Raisins to improve one's mental health

Thursday, February 19, 2009

Feb. 19, 2009

Dear Julie,

If it is possible for winter to have dog days of its own, these are Southeast Missouri's, chilling and often gray. The kind of days that keep you indoors aching for spring, mornings when you eat your oatmeal thinking about things you don't ordinarily think about.

Because DC rarely stops moving from 6 a.m. to 10 p.m., I usually east breakfast alone and the winter menu is occasionally oatmeal. Not the oatmeal of my youth, which I came to despise for its blandness and omnipresence. This oatmeal comes in tiny packages and a rainbow of flavors: Peaches and cream, strawberries and cream, blueberries and cream, maple and raisins, cinnamon and maple, and on and on. Adding pecans or walnuts and more raisins makes the mix jazzier. It's not your parents' oatmeal.

In a poem titled "Oatmeal," Galway Kinnell writes of eating his oatmeal with an imaginary John Keats, because eating oatmeal without company is not good for your mental health. "Due to its glutinous texture, gluey lumpishness, hint of slime, and unusual willingness to disintegrate, oatmeal must never be eaten alone," Kinnell writes.

Keats advised Kinnell that two lines of his poem "To Autumn" congealed in his head while eating oatmeal alone: "For Summer has o'er-brimmed their clammy cells" and "Thou watchest the last oozings hour by hour."

Food has an inordinate power to make us queasy. Our niece Kim won't allow any foods on her plate to touch one another. To her that represents contamination. Kim wants to become a doctor. Epidemiology might be a good fit.

DC keeps to the same rule as Kim and will only eat one thing at a time. I used to ask her why it was important to her to live by those restrictions. She thought that was a crazy question.

I do have my own rules. For instance, I'm not keen on eating anything that's alive or eating some things even when they're dead. One day in California my boss unwrapped the turkey sandwich she'd brought for lunch and discovered a colony of ants had beaten her to it. Not one ant or a few, a big family reunion. In shock I watched her pick off a couple stragglers atop the bread and begin eating. "More protein," she said coolly.

Food phobias or fetishes are nothing to laugh at.
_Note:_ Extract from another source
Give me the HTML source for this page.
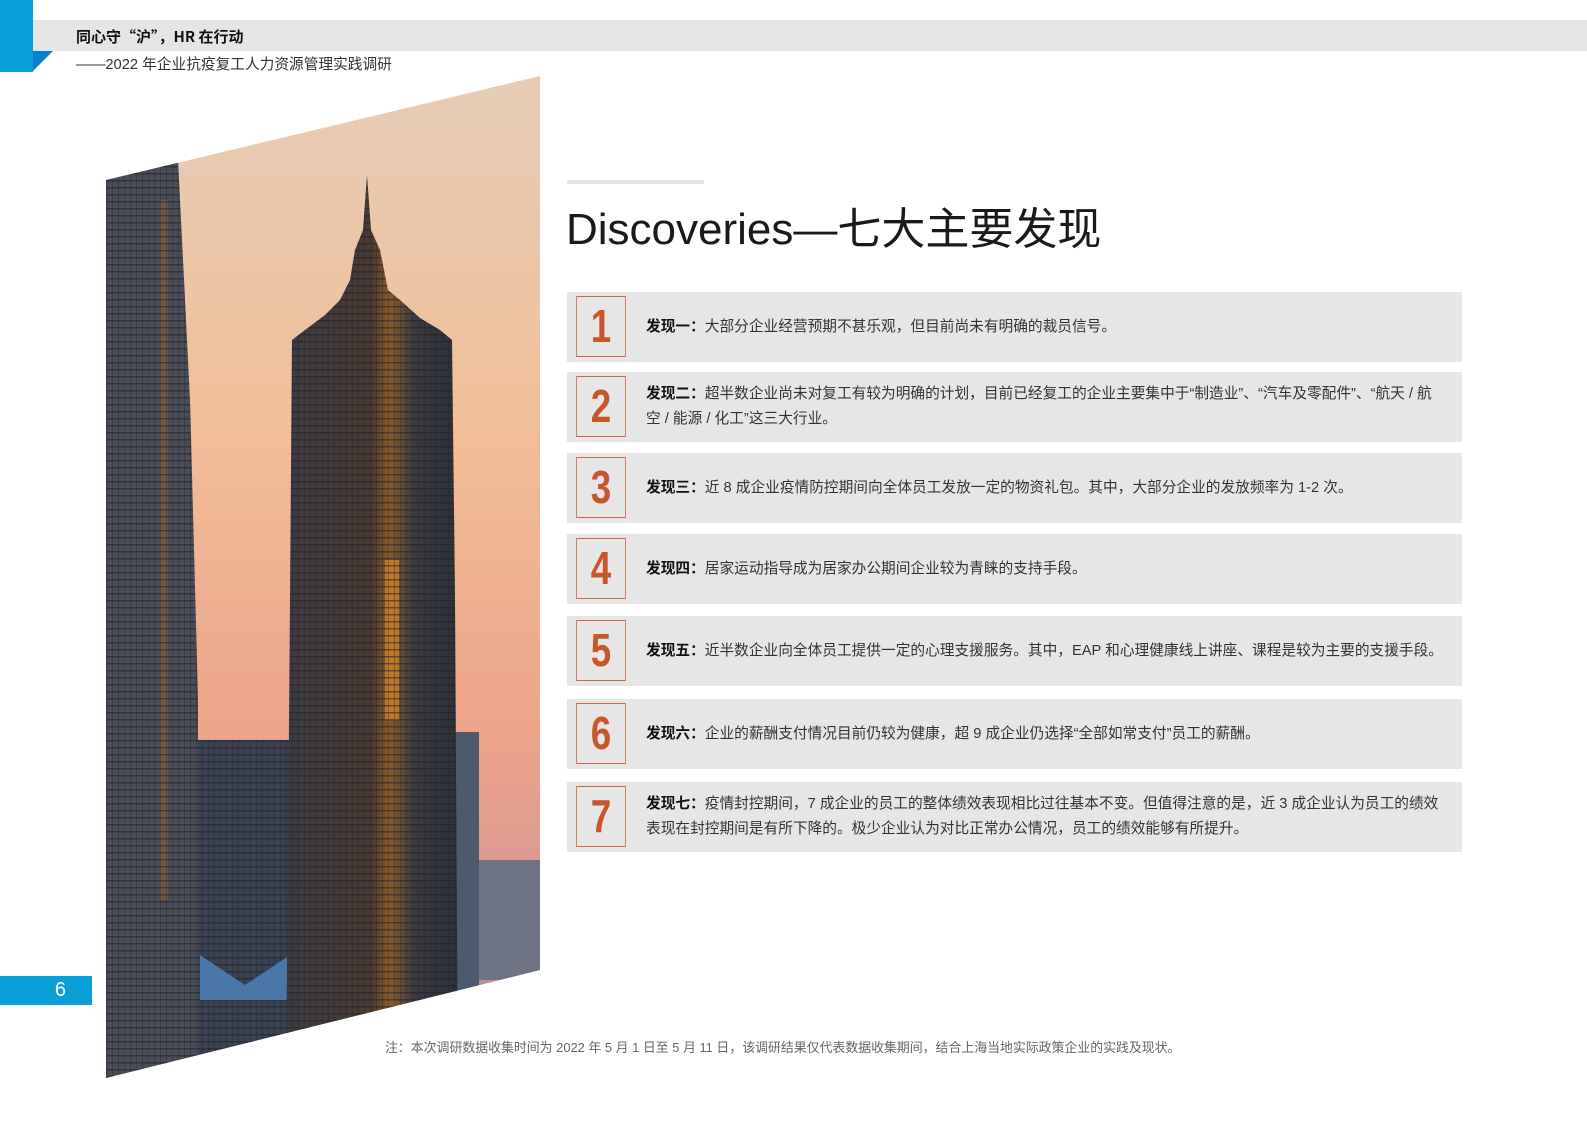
<!DOCTYPE html>
<html><head><meta charset="utf-8"><style>
*{margin:0;padding:0;box-sizing:border-box}
body{width:1587px;height:1122px;background:#fff;position:relative;overflow:hidden;font-family:"Liberation Sans","Noto Sans CJK SC",sans-serif;color:#222}
.abs{position:absolute}
.row{position:absolute;left:567px;width:895px;height:70px;background:#e6e6e6}
.num{position:absolute;left:3px;top:4px;width:62px;height:61px;border:1.5px solid #d0683f;color:#c9552a;font-family:"Liberation Sans Narrow","Liberation Sans",sans-serif;font-weight:bold;font-size:46px;text-align:center;line-height:58px;transform:scaleX(0.8)}
.txt{position:absolute;left:79px;right:22px;top:0;bottom:0;display:flex;align-items:center;font-size:14.7px;line-height:25px;color:#333}
.txt b{color:#111}
</style></head><body>
<div class="abs" style="left:33px;top:20px;width:1554px;height:31px;background:#e5e5e5"></div>
<div class="abs" style="left:0;top:0;width:33px;height:72px;background:#0a9fd9"></div>
<svg class="abs" style="left:33px;top:51px" width="22" height="21"><polygon points="0,0 20,0 0,20" fill="#0a7fd0"/></svg>
<div class="abs" style="left:76px;top:27px;font-size:15px;font-weight:bold;color:#111;font-family:'Noto Sans CJK SC',sans-serif;line-height:20px">同心守“沪”，HR 在行动</div>
<div class="abs" style="left:76px;top:53px;font-size:14.7px;color:#333">——2022 年企业抗疫复工人力资源管理实践调研</div>

<svg class="abs" style="left:0;top:0" width="560" height="1100">
<defs>
<clipPath id="c"><polygon points="106,180 540,76 540,970 106,1078"/></clipPath>
<linearGradient id="sky" x1="0" y1="0" x2="0" y2="1">
<stop offset="0" stop-color="#e6cdb8"/><stop offset="0.35" stop-color="#f1bf98"/><stop offset="0.65" stop-color="#eda48a"/><stop offset="0.8" stop-color="#d99a92"/><stop offset="1" stop-color="#8a8c9a"/></linearGradient>
<linearGradient id="jm" x1="0" y1="0" x2="1" y2="0"><stop offset="0" stop-color="#3c3b42"/><stop offset="0.5" stop-color="#4a3a32"/><stop offset="0.6" stop-color="#8a5a2a"/><stop offset="0.75" stop-color="#3a3a40"/><stop offset="1" stop-color="#2e3038"/></linearGradient>
<pattern id="win" width="6" height="7" patternUnits="userSpaceOnUse"><rect width="6" height="7" fill="none"/><rect y="5" width="6" height="1.5" fill="#1e2028" opacity="0.55"/><rect x="4" width="1" height="7" fill="#1e2028" opacity="0.3"/></pattern>
</defs>
<g clip-path="url(#c)">
<rect x="100" y="70" width="450" height="1020" fill="url(#sky)"/>
<rect x="478" y="860" width="70" height="120" fill="#6f7484"/>
<polygon points="106,160 178,160 190,400 198,700 198,1090 106,1090" fill="#4a4c56"/>
<rect x="160" y="200" width="8" height="700" fill="#8a6040" opacity="0.6"/>
<polygon points="106,160 178,160 190,400 198,700 198,1090 106,1090" fill="url(#win)"/>
<rect x="198" y="740" width="95" height="350" fill="#3a4150"/>
<rect x="198" y="740" width="95" height="350" fill="url(#win)"/>
<polygon points="200,955 245,985 290,955 290,1000 200,1000" fill="#4b77a8"/>
<rect x="455" y="732" width="24" height="300" fill="#4d5a6e"/>
<polygon points="367,175 371,230 380,250 388,290 400,300 420,318 440,330 452,340 455,600 458,1090 286,1090 290,600 292,340 305,330 325,315 340,300 350,280 355,250 363,230" fill="url(#jm)"/>
<rect x="385" y="560" width="14" height="160" fill="#d9862c" opacity="0.7"/>
<polygon points="367,175 371,230 380,250 388,290 400,300 420,318 440,330 452,340 455,600 458,1090 286,1090 290,600 292,340 305,330 325,315 340,300 350,280 355,250 363,230" fill="url(#win)"/>
</g>
</svg>

<div class="abs" style="left:567px;top:180px;width:137px;height:4px;background:#dfe7ea"></div>
<div class="abs" style="left:566px;top:193px;font-size:44px;color:#1a1a1a;white-space:nowrap">Discoveries—七大主要发现</div>

<div class="row" style="top:292px"><div class="num">1</div><div class="txt"><span><b>发现一：</b>大部分企业经营预期不甚乐观，但目前尚未有明确的裁员信号。</span></div></div>
<div class="row" style="top:372px"><div class="num">2</div><div class="txt"><span><b>发现二：</b>超半数企业尚未对复工有较为明确的计划，目前已经复工的企业主要集中于“制造业”、“汽车及零配件”、“航天 / 航空 / 能源 / 化工”这三大行业。</span></div></div>
<div class="row" style="top:453px"><div class="num">3</div><div class="txt"><span><b>发现三：</b>近 8 成企业疫情防控期间向全体员工发放一定的物资礼包。其中，大部分企业的发放频率为 1-2 次。</span></div></div>
<div class="row" style="top:534px"><div class="num">4</div><div class="txt"><span><b>发现四：</b>居家运动指导成为居家办公期间企业较为青睐的支持手段。</span></div></div>
<div class="row" style="top:616px"><div class="num">5</div><div class="txt" style="right:4px"><span style="white-space:nowrap"><b>发现五：</b>近半数企业向全体员工提供一定的心理支援服务。其中，EAP 和心理健康线上讲座、课程是较为主要的支援手段。</span></div></div>
<div class="row" style="top:699px"><div class="num">6</div><div class="txt"><span><b>发现六：</b>企业的薪酬支付情况目前仍较为健康，超 9 成企业仍选择“全部如常支付”员工的薪酬。</span></div></div>
<div class="row" style="top:782px"><div class="num">7</div><div class="txt"><span><b>发现七：</b>疫情封控期间，7 成企业的员工的整体绩效表现相比过往基本不变。但值得注意的是，近 3 成企业认为员工的绩效表现在封控期间是有所下降的。极少企业认为对比正常办公情况，员工的绩效能够有所提升。</span></div></div>

<div class="abs" style="left:0;top:976px;width:92px;height:29px;background:#0a9fd9;color:#fff;font-size:20px;line-height:29px;text-align:right;padding-right:26px">6</div>
<div class="abs" style="left:385px;top:1037px;font-size:12.9px;color:#666;white-space:nowrap">注：本次调研数据收集时间为 2022 年 5 月 1 日至 5 月 11 日，该调研结果仅代表数据收集期间，结合上海当地实际政策企业的实践及现状。</div>
</body></html>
Worst off must be those who have cibophobia, the fear of food, because they're on a permanent liquid diet.

Since the recent salmonella outbreak, people with arachibutyrophobia -- the fear of peanut butter sticking to the roof of one's mouth -- are legion.

I myself suffer from a mild case of lachanophobia, the fear of vegetables. Not counting potatoes, of course.

Maybe we all fear food in some way. After all, our lives once depended on our ability to capture and gather food. For most in the West, our lives now depend on our ability to eat healthfully.

Instant oatmeal almost certainly isn't as nutritious as the glutinous kind and has its own consistency issues, namely the lack of any. Truthfully, no bath in boiling water can bring those little specks of dried fruit back to life. But over breakfast this morning I assured Galway that adding some raisins and pecans could improve anyone's oatmeal and mental health.

Love, Sam

Sam Blackwell is a former reporter for the Southeast Missourian.